Still, as Steve Benen put it today, Clinton is looking like Giuliani with her eggs-in-one-basket "Texas and Ohio" strategy. She is a much stronger candidate than Giuliani ever was, of course, but Obama -- a movement as much as a candidate -- is much stronger than Giuliani's GOP rivals, and, with Obama racking up win after win, and by decisive margins, she is fast running out of time to reverse the direction the race seems to be taking.


4) Surprise, surprise -- Clinton flack Mark Penn thinks his candidate is far better positioned than Obama to beat McCain in November, as Cillizza reported yesterday. Why? Because she can stand up to the Republican "attack machine," has national name recognition, and has solid foreign policy credentials.

I think Cillizza's conclusion -- needless to say, a far more nuanced one than Penn's -- is on the mark: "Either choice represents a risk for Democrats. Obama is less well known and less tested on the national stage but has shown a capacity to reach independents and Republicans that Clinton won't likely be able to match. Clinton is the more polarizing figure of the two, but what else bad could be said about her that voters haven't already heard?"

I would just add that Obama's toughness is being overlooked. He is proving to be incredibly commanding, and I have no doubt that he would be able to stand firm against the Republicans. Similarly, I think the experience card is being overplayed. Clinton has been playing it repeatedly throughout the campaign, and the media have picked up on it, but how exactly does she have so much foreign policy experience? It's not like she's been in the Senate for decades. What, did she acquire all that alleged experience while first lady? And, further, beyond the requisite minimum (which Bush didn't have), what good is experience? Need I remind everyone that there was a crapload of experience in the Bush Administration, what with Cheney and Rumsfeld and Wolfowitz? Look where that got the country.

Labels: , ,

Bookmark and Share


  • On whether Obama is "tested" or not, let's not overlook the fact that Chicago politics is not exactly child's play.

    There was a report in the Chicago Tribue a while back about the ruthlessness and perhaps underhanded (though not illegal) tactics by which Obama worked to have potential rivals disqualified from the primary when he first ran for office.

    I will leave it for others to decide whether these are marks in his favor, or against him.

    On March 4, by all objective indicators Texas and Ohio should be strong Clinton states.

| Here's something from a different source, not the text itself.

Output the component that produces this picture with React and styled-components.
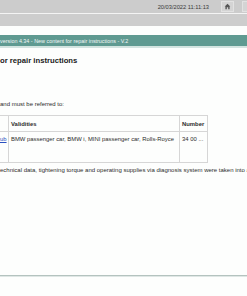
import React from "react";
import styled, { createGlobalStyle } from "styled-components";

const Global = createGlobalStyle`
  html, body { margin: 0; padding: 0; background: #fdfefd; }
  body { font-family: "Liberation Sans", Arial, sans-serif; }
  #root { width: 247px; height: 296px; overflow: hidden; }
`;

const Page = styled.div`
  width: 247px;
  height: 296px;
  display: flex;
  flex-direction: column;
  background: #fdfefd;
  overflow: hidden;
`;

const TopBar = styled.div`
  height: 13px;
  background: #cccccc;
  display: flex;
  align-items: center;
  justify-content: flex-end;
  gap: 8px;
  border-bottom: 1px solid #f4f4f4;
  flex-shrink: 0;
`;

const DateText = styled.span`
  font-size: 5.7px;
  color: #3a3a3a;
  margin-right: 4px;
`;

const IconButton = styled.div`
  width: 11px;
  height: 9px;
  border: 1px solid #e2e2e2;
  background: #d4d4d4;
  display: flex;
  align-items: center;
  justify-content: center;
  margin-right: ${(p) => (p.$cut ? "-8px" : "0")};
`;

const NavBar = styled.div`
  height: 12px;
  background: #cdcdcd;
  flex-shrink: 0;
`;

const Content = styled.div`
  display: flex;
  flex-direction: column;
  padding-top: 9px;
  flex: 1;
`;

const TitleBar = styled.div`
  height: 11px;
  background: #5f9a91;
  border-bottom: 2px solid #d3e4e0;
  color: #f2f7f6;
  font-size: 5.4px;
  display: flex;
  align-items: center;
  white-space: nowrap;
`;

const Heading = styled.h1`
  margin: 8px 0 0;
  font-size: 7.7px;
  line-height: 9px;
  font-weight: bold;
  color: #1b1b1b;
  white-space: nowrap;
`;

const Text = styled.p`
  margin: ${(p) => p.$m || "0"};
  font-size: 6px;
  line-height: 7px;
  color: #2c2c2c;
  white-space: nowrap;
`;

const Table = styled.table`
  border-collapse: collapse;
  margin-top: 7px;
  width: 208px;
  font-size: 5.9px;
  color: #2c2c2c;
`;

const Th = styled.th`
  text-align: left;
  font-weight: bold;
  height: 15px;
  padding: 0 2px;
  border: 1px solid #d6d6d6;
  vertical-align: middle;
  width: ${(p) => p.$w || "auto"};
  ${(p) => p.$first && "border-left: none; padding: 0;"}
`;

const Td = styled.td`
  height: 26px;
  padding: 4px 2px 0;
  border: 1px solid #d6d6d6;
  vertical-align: top;
  white-space: nowrap;
  ${(p) => p.$first && "border-left: none; padding: 4px 0 0;"}
`;

const Link = styled.a`
  color: #2a4fc0;
  text-decoration: underline;
`;

const Rule = styled.div`
  margin-top: auto;
  margin-bottom: 19px;
  height: 1px;
  background: #b4c3bf;
  border-bottom: 1px solid #dfe7e5;
`;

const HomeIcon = () => (
  <svg width="7" height="7" viewBox="0 0 10 10">
    <path d="M5 1 L9 5 L8 5 L8 9 L6 9 L6 6 L4 6 L4 9 L2 9 L2 5 L1 5 Z" fill="#555" />
  </svg>
);

export default function App() {
  return (
    <>
      <Global />
      <Page>
        <TopBar>
          <DateText>20/03/2022 11:11:13</DateText>
          <IconButton>
            <HomeIcon />
          </IconButton>
          <IconButton $cut />
        </TopBar>
        <NavBar />
        <Content>
          <TitleBar>version 4.34 - New content for repair instructions - V.2</TitleBar>
          <Heading>or repair instructions</Heading>
          <Text $m="36px 0 0">and must be referred to:</Text>
          <Table>
            <thead>
              <tr>
                <Th $first $w="8px"></Th>
                <Th $w="166px">Validities</Th>
                <Th>Number</Th>
              </tr>
            </thead>
            <tbody>
              <tr>
                <Td $first>
                  <Link>ub</Link>
                </Td>
                <Td>BMW passenger car, BMW i, MINI passenger car, Rolls-Royce</Td>
                <Td>34 00 ...</Td>
              </tr>
            </tbody>
          </Table>
          <Text $m="4px 0 0">
            echnical data, tightening torque and operating supplies via diagnosis system were taken into a
          </Text>
          <Rule />
        </Content>
      </Page>
    </>
  );
}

And I do not really buy the "momentum" story that would have these interim contests undermining her advantages there. While I thought Maine would also play to her advantages, a key difference is that Obama has been stronger in caucuses everywhere. He will not have the advantage of small and activist turnout in Ohio and Texas that he had in Maine (and some other contests in recent days).

    Texas has an open primary (helps Obama) but has a huge Latino voter base (helps Clinton). And Ohio's primary is closed and attracts the old labor base of the party more than most states (huge Clinton advantages).

    By Anonymous Anonymous, at 1:27 PM  

  • If there is one character defect common to the Bush and Clinton camps, it is the use of linguistic revisionism to change the political landscape or disguise a hidden political agenda. Experience, as you point out, does not necessarily mean 8 years as First Spouse.

    Of course, Bush had loads of foreign policy experience, i.e. a crash course in Diplomacy for Dummies taught by Prince Bandar at a local country club. Impressive!!

    Clinton's experience included a course in "How NOT to reform National Health Care Policy." The result was equally impressive.

    Maybe this is the year voters finally get tired of the political jingoism, having learned a painful lesson or two.

    By Blogger Swampcracker, at 1:49 PM  

  • Correction to my comment above: Ohio's primary is, in fact, open.